The debt ceiling represents a statutory limit on the total amount of money the U.S. federal government can borrow to meet its existing legal obligations. These obligations encompass a wide range of expenditures, including entitlements like Social Security payments, tax refunds, and salaries for military personnel. A failure to raise this limit before the Treasury exhausts its cash reserves could precipitate severe economic repercussions. Historically, such an impasse has led to sovereign credit downgrades, as witnessed by S&P’s downgrade in 2011, and significant volatility in financial markets, ultimately eroding the United States’ global economic credibility and increasing borrowing costs.

Political Dynamics and Negotiation Strategies

The periodic approach to the debt limit often transforms into a high-stakes political negotiation, providing significant leverage for the party in control of Congress to press for policy concessions.
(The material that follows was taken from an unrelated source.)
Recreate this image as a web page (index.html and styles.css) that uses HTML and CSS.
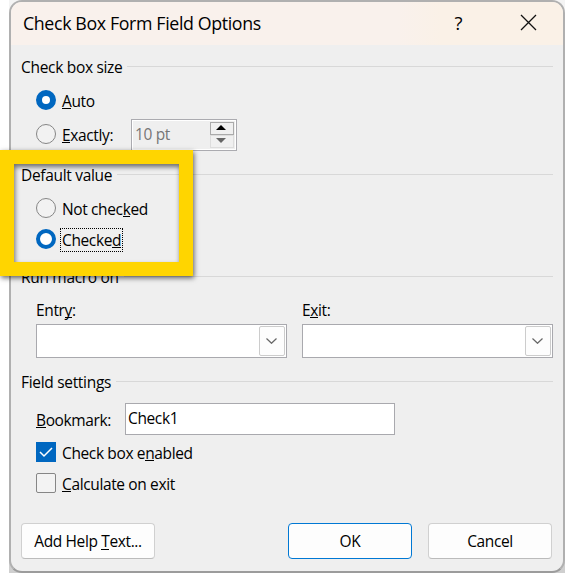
FILE: index.html
```html
<!DOCTYPE html>
<html lang="en">
<head>
<meta charset="utf-8">
<title>Check Box Form Field Options</title>
<link rel="stylesheet" href="styles.css">
</head>
<body>
<main class="dialog">
  <header class="titlebar">
    <h1>Check Box Form Field Options</h1>
    <span class="help">?</span>
    <svg class="close" width="17" height="17" viewBox="0 0 17 17"><path d="M1 1 16 16M16 1 1 16"/></svg>
  </header>
  <div class="content">
    <section class="size">
      <h2>Check box size</h2>
      <div class="row auto"><i class="radio on"></i><span><u>A</u>uto</span></div>
      <div class="row exact"><i class="radio"></i><span class="exact-label"><u>E</u>xactly:</span>
        <div class="spin"><span>10 pt</span>
          <div class="arrows">
            <b><svg width="10" height="5" viewBox="0 0 10 5"><path d="M0 5 5 0 10 5z"/></svg></b>
            <b class="down"><svg width="10" height="5" viewBox="0 0 10 5"><path d="M0 0 5 5 10 0z"/></svg></b>
          </div>
        </div>
      </div>
    </section>
    <section class="default">
      <h2>Default value</h2>
      <div class="row"><i class="radio"></i><span>Not chec<u>k</u>ed</span></div>
      <div class="row"><i class="radio on hover"></i><span class="focus">Checke<u>d</u></span></div>
    </section>
    <section class="macro">
      <h2>Run macro on</h2>
      <div class="pair">
        <div><label>Entr<u>y</u>:</label><div class="select"><b><svg width="11" height="6" viewBox="0 0 11 6"><path d="M.5.5 5.5 5.3 10.5.5"/></svg></b></div></div>
        <div><label>E<u>x</u>it:</label><div class="select"><b><svg width="11" height="6" viewBox="0 0 11 6"><path d="M.5.5 5.5 5.3 10.5.5"/></svg></b></div></div>
      </div>
    </section>
    <section class="settings">
      <h2>Field settings</h2>
      <div class="bookmark"><label><u>B</u>ookmark:</label><div class="input">Check1</div></div>
      <div class="row"><i class="box checked"><svg width="20" height="20" viewBox="0 0 20 20"><path d="M4 10 8 14 16 6"/></svg></i><span class="enabled">Check box e<u>n</u>abled</span></div>
      <div class="row"><i class="box"></i><span><u>C</u>alculate on exit</span></div>
    </section>
    <footer>
      <div class="button add"><span>Add Help <u>T</u>ext...</span></div>
      <div class="button primary">OK</div>
      <div class="button">Cancel</div>
    </footer>
  </div>
</main>
<div class="highlight"></div>
</body>
</html>
```
FILE: styles.css
```css
* { box-sizing: border-box; }
html, body { margin: 0; height: 100%; overflow: hidden; }
body {
  position: relative;
  background: linear-gradient(90deg, #fff 9px, transparent 9px), linear-gradient(#f4f4f4, #cfcfcf);
  color: #000;
  font: 15.5px/20px "Open Sans", "Noto Sans", sans-serif;
  letter-spacing: -0.37px;
  white-space: nowrap;
}
i, b { display: block; font-style: normal; flex: none; }
u { text-decoration: none; box-shadow: inset 0 -1px #000; display: inline-block; height: 18px; line-height: 20px; vertical-align: top; }
.dialog {
  margin-left: 9px;
  width: 556px;
  height: 573px;
  border: 2px solid #b0b0b0;
  border-bottom-color: #9c9c9c;
  border-radius: 13px;
  background: #efefef;
  overflow: hidden;
}
.titlebar {
  display: flex;
  align-items: center;
  height: 43px;
  padding: 0 26px 2px 12px;
  background: linear-gradient(90deg, #f9f1ec 0 70%, #faf1e7 78%);
}
h1 { margin: 0; flex: 1; font-size: 17.8px; font-weight: 400; letter-spacing: -0.37px; }
.help { font-size: 18.5px; margin-right: 58px; }
.close { fill: none; stroke: #111; stroke-width: 1.3; margin-top: -1px; }
.content { padding: 12px 10px 0; }
h2 {
  display: flex;
  align-items: center;
  gap: 5px;
  height: 20px;
  margin: 0;
  font-size: 15.5px;
  font-weight: 400;
  letter-spacing: -0.31px;
}
h2::after { content: ""; flex: 1; height: 1px; background: #d8d8d8; margin-top: -2px; }
.row { display: flex; align-items: center; gap: 6px; height: 20px; margin: 0 0 11px 15px; }
.row > span { position: relative; top: 1px; }
.radio { width: 20px; height: 20px; border: 1px solid #868686; border-radius: 50%; background: #f2f2f2; }
.radio.on { border: 6px solid #0067c0; background: #fff; }
.radio.hover { border-width: 4px; }
.focus { outline: 1px dotted #000; outline-offset: 1px; }
.size { height: 108px; }
.auto { margin: 13px 0 14px 15px; }
.exact-label { width: 63px; }
.spin {
  display: flex;
  width: 106px;
  height: 32px;
  padding: 2px;
  border: 1px solid #ababb0;
  background: #efefef;
  box-shadow: inset 0 0 0 1px #fff;
  color: #767676;
  margin-top: 2px;
}
.spin > span { flex: 1; line-height: 22px; padding: 1px 0 0 1px; }
.arrows { width: 24px; }
.arrows b { height: 13px; display: flex; align-items: center; justify-content: center; border: 1px solid #aaa; background: #f0f0f0; }
.arrows svg { position: relative; left: -1px; top: -1px; }
.arrows .down { border-color: #ddd; fill: #666; }
.default { height: 102px; }
.default h2 { margin-bottom: 13px; }
.macro { height: 105px; }
.pair { display: flex; gap: 15px; margin: 13px 0 0 15px; }
.pair > div { width: 251px; }
.pair label { display: block; height: 24px; line-height: 20px; }
.select { height: 34px; border: 1px solid #a9a9ae; background: #fff; padding: 1px; display: flex; justify-content: flex-end; }
.select b { width: 26px; height: 30px; border: 1px solid #ccc; border-radius: 2px; background: #fdfdfd; display: flex; align-items: center; justify-content: center; padding-right: 2px; }
.select svg { fill: none; stroke: #666; stroke-width: 1.2; }
.bookmark { display: flex; align-items: center; margin: 11px 0 7px 15px; }
.bookmark label { width: 89px; padding-top: 1px; }
.input { width: 270px; height: 32px; border: 1px solid #a9a9ae; background: #fff; padding: 4px 2px; }
.box { width: 20px; height: 20px; border: 1px solid #868686; border-radius: 2px; background: #f3f3f3; }
.box.checked { border: 0; background: #0067c0; border-radius: 0; }
.box svg { display: block; fill: none; stroke: #fff; stroke-width: 1.5; }
footer { display: flex; gap: 16px; margin-top: 30px; }
.button { width: 124px; height: 36px; border: 1px solid #d0d0d0; border-bottom-color: #bbb; border-radius: 4px; background: #fdfdfd; line-height: 35px; text-align: center; }
.button u { height: 26px; line-height: 35px; }
.button.add { width: 134px; margin-right: 117px; }
.button.primary { border-color: #0078d4; }
.highlight {
  position: absolute;
  left: 0;
  top: 150px;
  width: 193px;
  height: 126px;
  border: 14px solid #ffd500;
  box-shadow: 1px 2px 5px rgba(0,0,0,.6), inset 1px 3px 5px rgba(0,0,0,.55);
}
```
As E.J. Antoni, chief economist at the Heritage Foundation, explains, such discussions typically involve an agreement to raise the borrowing cap in exchange for specific spending reductions. Antoni suggests that current negotiations might particularly emphasize the reduction of government abuse, corruption, fraud, and waste, areas highlighted by initiatives like the Department of Government Efficiency (DOGE). Concurrently, Michael Strain, director of economic policy studies at the American Enterprise Institute, posits that integrating debt ceiling increases into essential legislation is a pragmatic approach to avoid potentially damaging fiscal confrontations, thereby mitigating the risk of economic disruption.
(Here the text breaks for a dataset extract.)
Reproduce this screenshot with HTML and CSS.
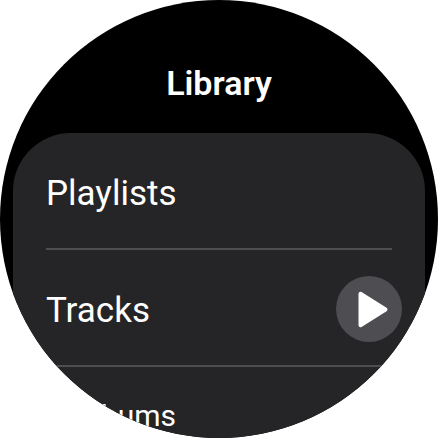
FILE: index.html
```html
<!DOCTYPE html>
<html lang="en">
<head>
    <meta charset="UTF-8">
    <meta name="viewport" content="width=device-width, initial-scale=1.0">
    <title>Library</title>
    <link rel="stylesheet" href="styles.css">
</head>
<body>
    <main class="watch">
        <h1 class="title">Library</h1>

        <ul class="list">
            <li class="item">
                <a class="item-link" href="#playlists">Playlists</a>
            </li>
            <li class="item">
                <a class="item-link" href="#tracks">Tracks</a>
                <button class="play" type="button" aria-label="Play tracks">
                    <svg class="play-icon" viewBox="0 0 66 66" aria-hidden="true">
                        <path d="M24.5 17.8 L49.5 33.5 L24.5 49.2 Z"/>
                    </svg>
                </button>
            </li>
            <li class="item item-shrunk">
                <a class="item-link" href="#albums">Albums</a>
            </li>
        </ul>
    </main>
</body>
</html>
```

FILE: styles.css
```css
* {
    box-sizing: border-box;
}
body {
    margin: 0;
    background: #fff;
    color: #fff;
    font-family: Roboto, "Liberation Sans", sans-serif;
}
/* round watch face, everything outside is clipped */
.watch {
    width: 100%;
    aspect-ratio: 1;
    overflow: hidden;
    border-radius: 50%;
    background: #000;
}
.title {
    margin: 0;
    padding: 63px 0 30px;
    font-size: 34px;
    line-height: 40px;
    font-weight: 600;
    text-align: center;
}
.list {
    margin: 0 13px;
    padding: 0 33px;
    list-style: none;
    border-radius: 58px;
    background: #252527;
}
.item {
    display: flex;
    align-items: center;
    justify-content: space-between;
    height: 117px;
    padding-top: 2px;
    border-bottom: 2px solid #4e4d50;
    font-size: 35px;
    line-height: 42px;
}
.item-link {
    padding-top: 4px;
    color: inherit;
    text-decoration: none;
}
/* row leaving the bottom edge of the screen */
.item-shrunk {
    height: 92px;
    padding-left: 28px;
    border-bottom: 0;
    font-size: 30px;
}
.play {
    width: 66px;
    height: 66px;
    margin-right: -10px;
    padding: 0;
    border: 0;
    border-radius: 50%;
    background: #4e4d51;
}
.play-icon {
    display: block;
    width: 100%;
    fill: #fff;
    stroke: #fff;
    stroke-width: 4;
    stroke-linejoin: round;
}
```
Fiscal Implications and Criticisms

Despite its perceived necessity, the consistent elevation of the debt ceiling draws criticism for deferring a comprehensive addressing of unsustainable government spending. President Trump’s recent legislation is projected to contribute over $3 trillion to the national debt within the next decade, pushing the total federal liability towards an unprecedented $37 trillion. This trajectory has already prompted a response from major credit rating agencies, with Moody’s lowering the U.S. credit rating to one notch below its top-tier status, citing concerns over surging debt levels and declining fiscal strength. Romina Boccia, director of budget and entitlement policy at the Cato Institute, characterized the recent $5 trillion debt ceiling increase as a “striking display of fiscal hypocrisy,” arguing it largely accommodates new deficits rather than instigating substantial, immediate spending cuts.
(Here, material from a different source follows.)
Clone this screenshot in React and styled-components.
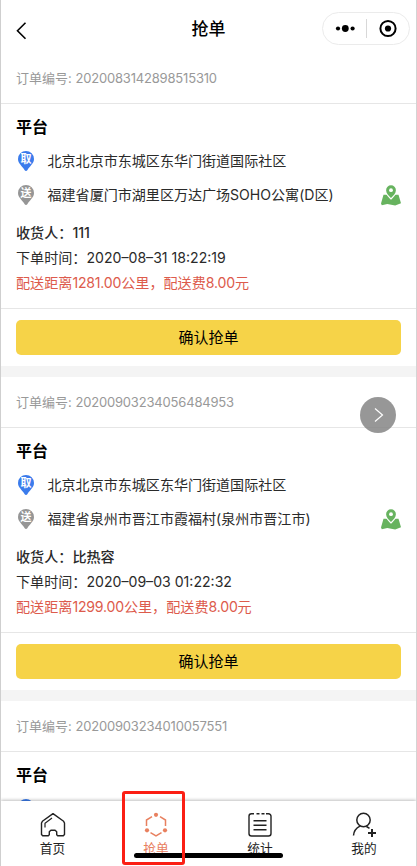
import React, { useState } from "react";
import styled, { createGlobalStyle } from "styled-components";

const GlobalStyle = createGlobalStyle`
  * {
    box-sizing: border-box;
  }
  body {
    margin: 0;
    background-color: white;
    font-family: Inter, "Noto Sans CJK SC", sans-serif;
  }
`;

const Phone = styled.div`
  position: relative;
  width: 417px;
  height: 866px;
  overflow: hidden;
  display: flex;
  flex-direction: column;
  background-color: white;
  border-left: 1px solid #cfcfcf;
  border-right: 1px solid #d4d4d4;
`;

const NavBar = styled.header`
  flex: none;
  height: 53px;
  padding: 4px 6px 0 15px;
  display: grid;
  grid-template-columns: 88px 1fr 88px;
  align-items: center;
`;

const BackButton = styled.button`
  width: 12px;
  height: 20px;
  margin-top: 4px;
  padding: 0;
  border: none;
  background: none;
  display: flex;
`;

const NavTitle = styled.h1`
  margin: 0 9px 0 0;
  font-size: 17px;
  line-height: 24px;
  font-weight: 500;
  text-align: center;
  color: black;
`;

const Capsule = styled.div`
  width: 88px;
  height: 33px;
  border: 1px solid #ebebeb;
  border-radius: 17px;
  display: flex;
  align-items: center;
`;

const OrderList = styled.main`
  flex: 1;
  min-height: 0;
  overflow: hidden;
`;

const OrderCard = styled.section`
  height: 324px;
  border-bottom: 11px solid #f4f4f4;
`;

const OrderHead = styled.div`
  height: 51px;
  padding: 0 15px;
  border-bottom: 1px solid #e6e6e6;
  font-size: 13px;
  line-height: 50px;
  color: #999;
  white-space: nowrap;
`;

const Num = styled.span`
  letter-spacing: ${(props) => props.$space || 0}px;
`;

const OrderBody = styled.div`
  height: 205px;
  padding: 11px 15px 0;
  border-bottom: 1px solid #e6e6e6;
`;

const Shop = styled.h2`
  margin: 0 0 5px;
  font-size: 16px;
  line-height: 24px;
  font-weight: 700;
  color: black;
`;

const AddressRow = styled.div`
  height: 34px;
  display: flex;
  align-items: center;
`;

const PinIcon = styled.svg`
  margin-left: 1px;
`;

const Address = styled.span`
  flex: 1;
  margin-left: 12.5px;
  font-size: 14.05px;
  line-height: 20px;
  white-space: nowrap;
  color: #2a2a2a;
`;

const InfoList = styled.div`
  margin-top: 8px;
`;

const Info = styled.p`
  margin: 0;
  font-size: 14.1px;
  line-height: 25px;
  white-space: nowrap;
  font-weight: ${(props) => (props.$bold ? 500 : 400)};
  color: ${(props) => props.$color || "#2a2a2a"};
`;

const OrderFoot = styled.div`
  padding: 11px 15px 0;
`;

const GrabButton = styled.button`
  display: block;
  width: 100%;
  height: 35px;
  padding: 0;
  border: none;
  border-radius: 5px;
  background-color: #f6d348;
  font-family: inherit;
  font-size: 15px;
  line-height: 35px;
  color: black;
`;

const NextButton = styled.button`
  position: absolute;
  top: 397px;
  left: 359px;
  width: 36px;
  height: 36px;
  padding: 0;
  border: none;
  border-radius: 50%;
  background-color: rgba(128, 128, 128, 0.82);
  display: flex;
  align-items: center;
  justify-content: center;
`;

const TabBar = styled.nav`
  position: relative;
  flex: none;
  height: 65px;
  background-color: white;
  box-shadow: 0 -1px 3px rgba(0, 0, 0, 0.25);
  display: grid;
  grid-template-columns: 103px 104px 104px 104px;
`;

const Tab = styled.a`
  padding-top: 11px;
  display: flex;
  flex-direction: column;
  align-items: center;
  font-size: 12.7px;
  line-height: 18px;
  color: ${(props) => (props.$active ? "#e8805f" : "#222")};

  svg {
    display: block;
    margin-bottom: 2px;
  }
`;

const HomeIndicator = styled.div`
  position: absolute;
  left: 133px;
  bottom: 8px;
  width: 149px;
  height: 5px;
  border-radius: 3px;
  background-color: black;
`;

const Highlight = styled.div`
  position: absolute;
  left: 121px;
  bottom: 1px;
  width: 63px;
  height: 74px;
  border: 3px solid #fb1f14;
  border-radius: 3px;
`;

const orders = [
  {
    no: "2020083142898515310",
    from: "北京北京市东城区东华门街道国际社区",
    to: "福建省厦门市湖里区万达广场SOHO公寓(D区)",
    receiver: "111",
    time: "2020-08-31 18:22:19",
    distance: "1281.00",
    fee: "8.00",
  },
  {
    no: "20200903234056484953",
    from: "北京北京市东城区东华门街道国际社区",
    to: "福建省泉州市晋江市霞福村(泉州市晋江市)",
    receiver: "比热容",
    time: "2020-09-03 01:22:32",
    distance: "1299.00",
    fee: "8.00",
  },
  {
    no: "20200903234010057551",
    from: "北京北京市东城区东华门街道国际社区",
    to: "福建省泉州市晋江市霞福村(泉州市晋江市)",
    receiver: "比热容",
    time: "2020-09-03 01:20:10",
    distance: "1299.00",
    fee: "8.00",
  },
];

function Pin({ color, text }) {
  return (
    <PinIcon width="18" height="20" viewBox="0 0 18 20">
      <path
        d="M9 0a8 8 0 0 1 8 8c0 4.600-4.500 7.300-6.700 11.200a1.500 1.500 0 0 1-2.600 0C5.500 15.300 1 12.600 1 8a8 8 0 0 1 8-8z"
        fill={color}
      />
      <text x="9" y="12" fontSize="11" fontWeight="700" fill="white" textAnchor="middle">
        {text}
      </text>
    </PinIcon>
  );
}

function MapIcon() {
  return (
    <svg width="20" height="21" viewBox="0 0 20 21">
      <path
        d="M2.500 9.800h15L20 18.200l-5.800 2.300-7.900-1.600L.8 20.300 0 18.600z"
        fill="#67b35f"
      />
      <path
        d="M10 .3a4.900 4.900 0 0 1 4.900 4.900c0 3-2.600 5.500-4.900 7.900-2.300-2.400-4.900-4.900-4.900-7.900A4.900 4.900 0 0 1 10 .3z"
        fill="#67b35f"
        stroke="white"
        strokeWidth="2.400"
        paintOrder="stroke"
      />
      <circle cx="10" cy="5.200" r="1.900" fill="white" />
    </svg>
  );
}

function HomeIcon() {
  return (
    <svg width="26" height="26" viewBox="0 0 26 26" fill="none" stroke="#222" strokeWidth="1.400">
      <path
        d="M13 1.600 2.400 9.300 1.500 11v11.500l1.200 1.300h5.600l1-1v-3.100l1.600-1.500h4.200l1.600 1.500v3.100l1 1h5.600l1.200-1.300V11l-.9-1.700z"
        strokeLinejoin="round"
      />
      <path d="M5 15.500v-4.300l7-5.200" strokeWidth="1.200" />
    </svg>
  );
}

function GrabIcon() {
  return (
    <svg width="26" height="26" viewBox="0 0 26 26" fill="none" stroke="#e8805f" strokeWidth="1.500">
      <path d="M9 4.700 3.500 8v6M17 4.700 22.500 8v6M7.500 20.700 13 24l5.500-3.300" />
      <g fill="#e8805f" stroke="none">
        <circle cx="13" cy="2.800" r="2.100" />
        <circle cx="4" cy="18.300" r="2.100" />
        <circle cx="22" cy="18.300" r="2.100" />
      </g>
    </svg>
  );
}

function StatIcon() {
  return (
    <svg width="26" height="26" viewBox="0 0 26 26" fill="none" stroke="#222" strokeWidth="1.400">
      <path d="M7 1.700H4.500a2.500 2.500 0 0 0-2.500 2.500v17.300A2.500 2.500 0 0 0 4.500 24h17a2.500 2.500 0 0 0 2.500-2.500V4.200a2.500 2.500 0 0 0-2.500-2.500H19M9.500 1.700h3M14.500 1.700h3" />
      <path d="M6.500 8.800h13M6.500 13.300h13M6.500 17.800h13" />
    </svg>
  );
}

function MineIcon() {
  return (
    <svg width="26" height="26" viewBox="0 0 26 26" fill="none" stroke="#222" strokeWidth="1.500">
      <circle cx="12.500" cy="8" r="6.700" />
      <path d="M2.500 23.500c.4-4.500 2.800-7.500 6.500-9.300M15.500 14.500l3 1.900" />
      <path d="M21 17v8M17 21h8" strokeWidth="2" />
    </svg>
  );
}

const tabs = [
  { name: "首页", icon: <HomeIcon /> },
  { name: "抢单", icon: <GrabIcon /> },
  { name: "统计", icon: <StatIcon /> },
  { name: "我的", icon: <MineIcon /> },
];

function Order({ order }) {
  return (
    <OrderCard>
      <OrderHead>
        订单编号: <Num $space={-0.18}>{order.no}</Num>
      </OrderHead>
      <OrderBody>
        <Shop>平台</Shop>
        <AddressRow>
          <Pin color="#3b7cec" text="取" />
          <Address>{order.from}</Address>
        </AddressRow>
        <AddressRow>
          <Pin color="#969696" text="送" />
          <Address>{order.to}</Address>
          <MapIcon />
        </AddressRow>
        <InfoList>
          <Info $bold>收货人：{order.receiver}</Info>
          <Info>
            下单时间：<Num>{order.time.replace(/-/g, "–")}</Num>
          </Info>
          <Info $color="#dd5b4c">
            配送距离<Num $space={-0.2}>{order.distance}</Num>公里，配送费
            <Num $space={-0.2}>{order.fee}</Num>元
          </Info>
        </InfoList>
      </OrderBody>
      <OrderFoot>
        <GrabButton>确认抢单</GrabButton>
      </OrderFoot>
    </OrderCard>
  );
}

function App() {
  const [active, setActive] = useState("抢单");

  return (
    <>
      <GlobalStyle />
      <Phone>
        <NavBar>
          <BackButton>
            <svg width="12" height="20" viewBox="0 0 12 20" fill="none" stroke="black" strokeWidth="1.600">
              <path d="M9.500 1.800 1.500 9.800l8 8" />
            </svg>
          </BackButton>
          <NavTitle>抢单</NavTitle>
          <Capsule>
            <svg width="86" height="31" viewBox="0 0 86 31">
              <circle cx="15" cy="15.500" r="2.100" />
              <circle cx="22.300" cy="15.500" r="3.400" />
              <circle cx="29.600" cy="15.500" r="2.100" />
              <path d="M43.500 6v19" stroke="#d8d8d8" />
              <circle cx="65" cy="15.500" r="7.600" fill="none" stroke="black" strokeWidth="2" />
              <circle cx="65" cy="15.500" r="3.100" />
            </svg>
          </Capsule>
        </NavBar>
        <OrderList>
          {orders.map((order) => (
            <Order key={order.no} order={order} />
          ))}
        </OrderList>
        <TabBar>
          {tabs.map((tab) => (
            <Tab
              key={tab.name}
              $active={tab.name === active}
              onClick={() => {
                setActive(tab.name);
              }}
            >
              {tab.icon}
              {tab.name}
            </Tab>
          ))}
        </TabBar>
        <NextButton>
          <svg width="12" height="16" viewBox="0 0 12 16" fill="none" stroke="white" strokeWidth="1.200">
            <path d="m3 1.500 7.500 6.500L3 14.500" />
          </svg>
        </NextButton>
        <HomeIndicator />
        <Highlight />
      </Phone>
    </>
  );
}

export default App;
Prominent Voices and Future Trajectory

The nation’s fiscal trajectory has attracted significant scrutiny from prominent figures, including Elon Musk, CEO of Tesla and SpaceX. Musk has vocally criticized the escalating national debt, notably labeling recent legislative measures as “debt slavery.” He asserts on X that the very purpose of the debt ceiling is to force government accountability in curbing waste and fraud, questioning the rationale behind its continuous elevation. Musk, who previously engaged with initiatives like DOGE to promote government efficiency, has consistently underscored the need for greater fiscal discipline. Meanwhile, President Trump has consistently advocated for resolving debt ceiling impasses to avert a national default, a stance that E.J. Antoni anticipates will remain a cornerstone of his administration’s economic policy, given the President’s recognized negotiation capabilities and focus on economic stability.